# Cloudflare Needs To Check My Browser...And Ruin My Posts When Using Tor :(.



## FranJan (Aug 14, 2013)

OK is there anyway around all this BS virus checking and browser checking when I use TOR, besides the usual techniques of changing your identity and/or clearing the browsers cache? It's just so annoying to have to type everything in Wordpad first because I can't tell if some useless, (from my perspective), script/feature has stopped my connection and there's only half or nothing of it to restore when I do get reconnected. I'm assuming admins can unblock IP addresses to stop those effin' CAPTCHA checks, but can you do it by user name? It's just so annoying to want to answer something and then that Cloudflare message shows up and kills everything I typed. That's the kind of user experience that makes you say "Why bother?". Can you turn this "feature" off or is it really that effective against those spammer assholes we all love sooooo much? And the answer is "no" to those who suggest another browser, unless you have something that works with TOR, then by all means edjumacate my ass .


----------



## radrolley (Aug 14, 2013)

same problem here bro. keeps logging me out too. some of my posts say awaiting moderator.


----------



## sunni (Aug 15, 2013)

FranJan said:


> OK is there anyway around all this BS virus checking and browser checking when I use TOR, besides the usual techniques of changing your identity and/or clearing the browsers cache? It's just so annoying to have to type everything in Wordpad first because I can't tell if some useless, (from my perspective), script/feature has stopped my connection and there's only half or nothing of it to restore when I do get reconnected. I'm assuming admins can unblock IP addresses to stop those effin' CAPTCHA checks, but can you do it by user name? It's just so annoying to want to answer something and then that Cloudflare message shows up and kills everything I typed. That's the kind of user experience that makes you say "Why bother?". Can you turn this "feature" off or is it really that effective against those spammer assholes we all love sooooo much?
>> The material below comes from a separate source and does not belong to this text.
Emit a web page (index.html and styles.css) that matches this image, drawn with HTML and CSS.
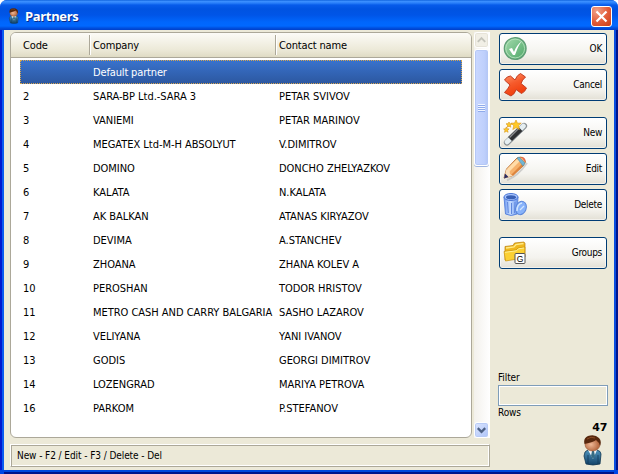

And the answer is "no" to those who suggest another browser, unless you have something that works with TOR, then by all means edjumacate my ass .


I apologize but i cant offer support for users with TOR's its just not something we do. youre most likely getting hit with everything because youre using a TOR



radrolley said:


> same problem here bro. keeps logging me out too. some of my posts say awaiting moderator.


yours is unrelated to this issue you are getting that because you are a new user.


----------



## FranJan (Aug 16, 2013)

It's cool Sunni I def understand. But just for the record I did the old end around on the latest CAPTCHA screen. Maybe it works on bots but it ain't workin on peeps .


----------